Since most of our vacations are at a shared extended-family cabin in Maine, even on vacations my list of jobs is long. The cottage roof shingles need repair. The railing on the front steps is rotting, along with the outermost board on the deck. The walls on the south and east need paint. And the shoreline requires constant attention because of erosion.
That’s only a partial list. It’s almost enough to keep a person from doing the important things in life, like fishing and swimming and reading in a hammock.
Or like building a diving helmet from a kitty-litter bucket, some duct tape, a garden hose, a bike pump, and a transparent plastic cover of a dinner tray.
That task is what occupied my son Peter and his friend Chris for most of a day last week. When I walk out on the cabin deck I see not only a lake beckoning me for a swim or morning fishing, but also rotted boards and peeling paint in need of attention. Peter and Chris not only saw an old bucket and some clear plastic waiting to be recycled, they saw a diving helmet waiting to be built. And their creative engineering minds went to work.
First came the task of cutting a hole in the bucket and duct-taping on the clear plastic dinner tray to make a see-through visor. After all, what’s the point of walking under the water if you can’t see anything? Then came the problem of oxygen. The small amount in the bucket itself wouldn’t last long enough to do anything interesting. But a 50-foot garden hose and a bike pump — along with more duct tape, of course — was just the solution.
A couple hours later and I was watching my son slowly wading into Christopher Lake with a bucket over his head, tethered by hose to the dock where Chris worked away furiously on the bike pump.
Of course, no engineering solution ever comes without a glitch. It turns out that an upside-down three-gallon bucket has tremendous buoyancy. Much too great for a 14- or 15-year-old boy to pull under water. Plus, holding the bucket with both hands to keep it on was disadvantageous for somebody who also wanted to take underwater photos.
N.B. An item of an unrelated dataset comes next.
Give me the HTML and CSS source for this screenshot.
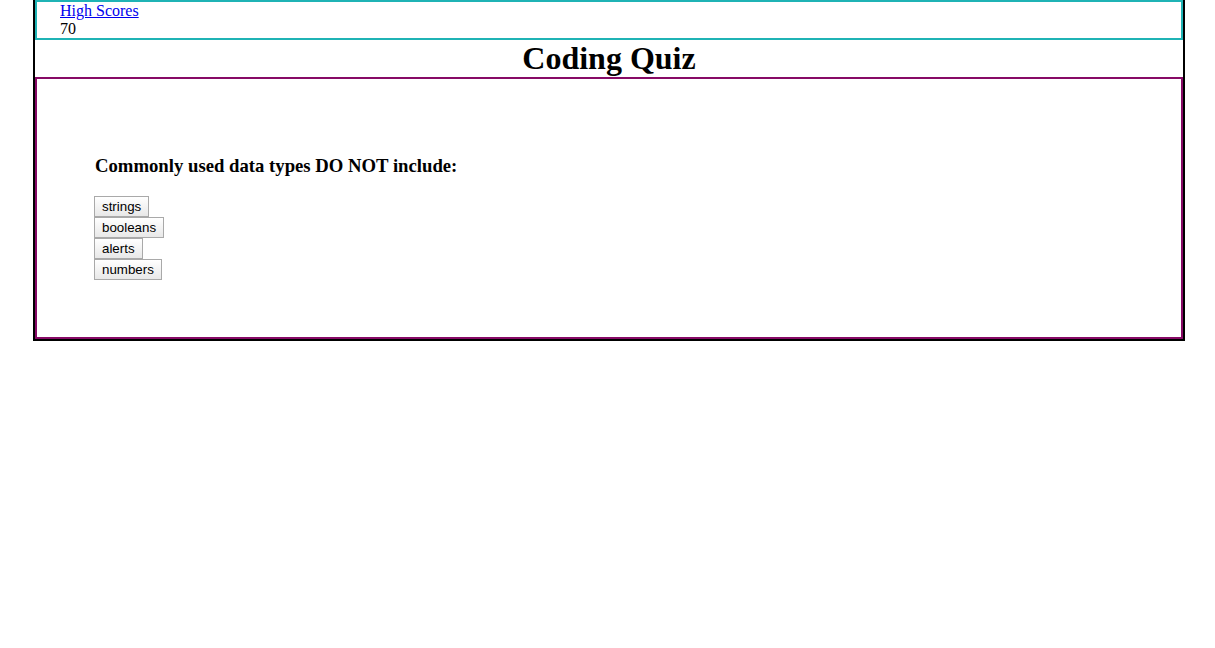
FILE: index.html
```html
<!DOCTYPE html>
<html>
<head>
<meta charset="utf-8">
<title>Coding Quiz</title>
<link rel="stylesheet" href="styles.css">
</head>
<body>
<div class="wrapper">
  <header class="top-bar">
    <a href="#" class="scores-link">High Scores</a>
    <div class="timer">70</div>
  </header>
  <h1 class="title">Coding Quiz</h1>
  <main class="quiz-box">
    <div class="question-area">
      <h3 class="question">Commonly used data types DO NOT include:</h3>
      <div class="choices">
        <button class="choice">strings</button>
        <button class="choice">booleans</button>
        <button class="choice">alerts</button>
        <button class="choice">numbers</button>
      </div>
    </div>
  </main>
</div>
</body>
</html>
```
FILE: styles.css
```css
html, body {
  margin: 0;
  padding: 0;
  background: #fff;
}
body {
  font-family: "Liberation Serif", "Times New Roman", serif;
  font-size: 16px;
  color: #000;
}
.wrapper {
  width: 1148px;
  margin: 0 30px 0 33px;
  border: 2px solid #000;
  border-top: none;
}
.top-bar {
  border: 2px solid #1fb3b5;
  padding-left: 23px;
  line-height: 18px;
}
.scores-link {
  color: #0000ee;
  text-decoration: underline;
}
.timer {
  color: #000;
}
.title {
  margin: 0;
  text-align: center;
  font-size: 32px;
  font-weight: bold;
  line-height: 37px;
}
.quiz-box {
  border: 2px solid #870a66;
}
.question-area {
  padding: 57px;
}
.question {
  margin: 19px 0 20px;
  padding-left: 1px;
  font-size: 18.72px;
  font-weight: bold;
  line-height: 21px;
}
.choices {
  display: flex;
  flex-direction: column;
  align-items: flex-start;
}
.choice {
  appearance: none;
  font-family: "Liberation Sans", Arial, sans-serif;
  font-size: 13.333px;
  line-height: 15px;
  color: #000;
  height: 21px;
  padding: 1px 7px;
  border: 1px solid #a9a9a9;
  border-radius: 0;
  background: linear-gradient(#ffffff, #e8e8e8);
}
```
But creative engineering minds are not stalled for long. Some old rags and rope were sufficient to create an under-the-armpit harness to hold the diving-bell helmet atop the head. And a shoreline lined with large boulders carefully placed by parents, uncles, and grandfather to prevent erosion provided a boulder heavy enough to pull a boy and a three-gallon bucket of air under water. (Although, as it turned out, the rock also required two hands to hold.)
My family has been going to this lake for close to 50 years. I thought I came up with some pretty cool inventions as a teenager when I was there with my brothers and friends 30 to 40 years ago.
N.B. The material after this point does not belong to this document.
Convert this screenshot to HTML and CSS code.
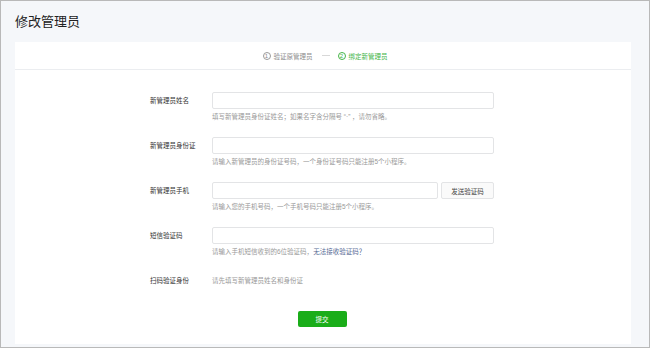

But when I saw the helmet work, and Peter and Chris managed to walk underwater along the lake-bottom 50 feet out to the raft and back, I had to confess that their working invention was as cool or cooler than anything any previous generation had created. So cool that I even tried it myself. And it worked. I stayed underwater breathing for a couple minutes.
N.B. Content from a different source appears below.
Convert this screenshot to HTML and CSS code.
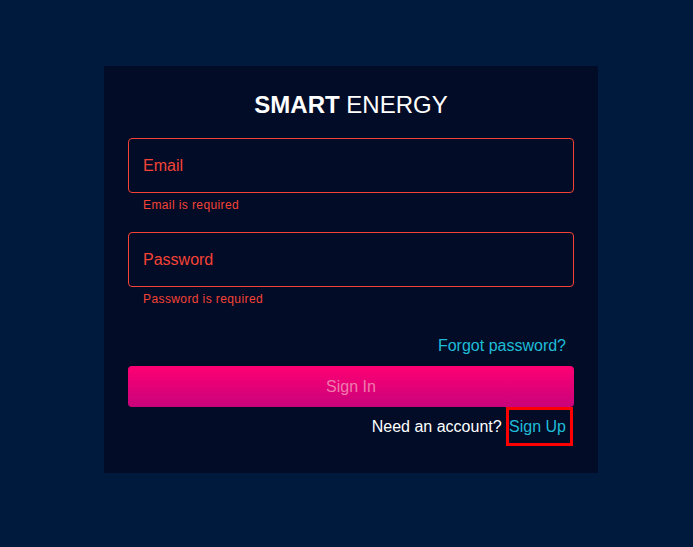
FILE: index.html
```html
<!DOCTYPE html>
<html lang="en">
<head>
  <meta charset="UTF-8">
  <title>Smart Energy - Sign In</title>
  <link rel="stylesheet" href="styles.css">
</head>
<body>
  <div class="login-box">
    <h1 class="brand"><b>SMART</b> ENERGY</h1>

    <div class="field">
      <input type="text" placeholder="Email">
    </div>
    <p class="helper">Email is required</p>

    <div class="field second">
      <input type="password" placeholder="Password">
    </div>
    <p class="helper">Password is required</p>

    <div class="forgot">
      <a href="#">Forgot password?</a>
    </div>

    <button class="sign-in" disabled>Sign In</button>

    <div class="signup-row">
      Need an account? <a href="#" class="signup-link">Sign Up</a>
    </div>
  </div>
</body>
</html>
```

FILE: styles.css
```css
body {
  margin: 0;
  background: #001a3d;
  font-family: "Liberation Sans", Arial, sans-serif;
  height: 547px;
}

.login-box {
  margin: 66px 0 0 104px;
  width: 494px;
  box-sizing: border-box;
  padding: 24px 24px 27px;
  background: #020c27;
}

.brand {
  margin: 0;
  padding-top: 2px;
  font-size: 24px;
  line-height: 26px;
  font-weight: normal;
  color: #fff;
  text-align: center;
}

.field {
  margin-top: 20px;
}

.field.second {
  margin-top: 17px;
}

.field input {
  display: block;
  width: 100%;
  height: 55px;
  box-sizing: border-box;
  padding: 0 14px;
  border: 1px solid #f44336;
  border-radius: 4px;
  background: transparent;
  color: #fff;
  font-family: inherit;
  font-size: 16px;
  outline: none;
}

.field input::placeholder {
  color: #f44336;
  opacity: 1;
}

.helper {
  margin: 2px 0 0 15px;
  font-size: 12px;
  line-height: 20px;
  letter-spacing: 0.4px;
  color: #f44336;
}

.forgot {
  margin-top: 22px;
  text-align: right;
}

.forgot a {
  display: inline-block;
  padding: 6px 8px;
  line-height: 18px;
  font-size: 16px;
  color: #1fbcd8;
  text-decoration: none;
}

.sign-in {
  display: block;
  width: 100%;
  height: 41px;
  margin-top: 5px;
  border: none;
  border-radius: 4px;
  background: linear-gradient(#ff0073, #c8037b);
  color: #f07aae;
  font-family: inherit;
  font-size: 16px;
}

.signup-row {
  text-align: right;
  margin-right: 1px;
  font-size: 16px;
  color: #fff;
}

.signup-link {
  display: inline-block;
  padding: 7px 4px 7px 0;
  line-height: 19px;
  border: 3px solid #ff0000;
  color: #1fbcd8;
  text-decoration: none;
}
```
Of course Peter’s older scientist brother Thomas, when he saw the photos posted online, did issue the appropriate warning: Diving with such an apparatus — and in particular breathing pressurized air underwater — can actually be very dangerous and cause permanent nerve damage. (In other words, please don’t read this article and then try diving to the bottom of Lake Dunmore or something.)
But as I pointed out to Thomas, the helmet actually couldn’t function more than a few feet below the surface. The water pressure even four feet down seemed to collapse the duct-taped plastic visor, or forced too much water in from the bottom. In other words, the boys were not going to be taking the 50 feet of garden hose out in a canoe to the deepest part of the lake and diving for buried treasure. It was strictly a short-distance, shallow-water, not-self-contained underwater breathing apparatus.
Still, it was pretty cool, and for its limited task it worked well. So well that I spent a good bit of the afternoon photographing the adventure, helping to pump air for the boys, and even testing the device myself. By the time I was done “helping.” in fact, it was too late to do any of the scraping, painting, or carpentry work that was beckoning me out of the water. Thank the Lord for old kitty litter buckets and creative sons. And for family vacations!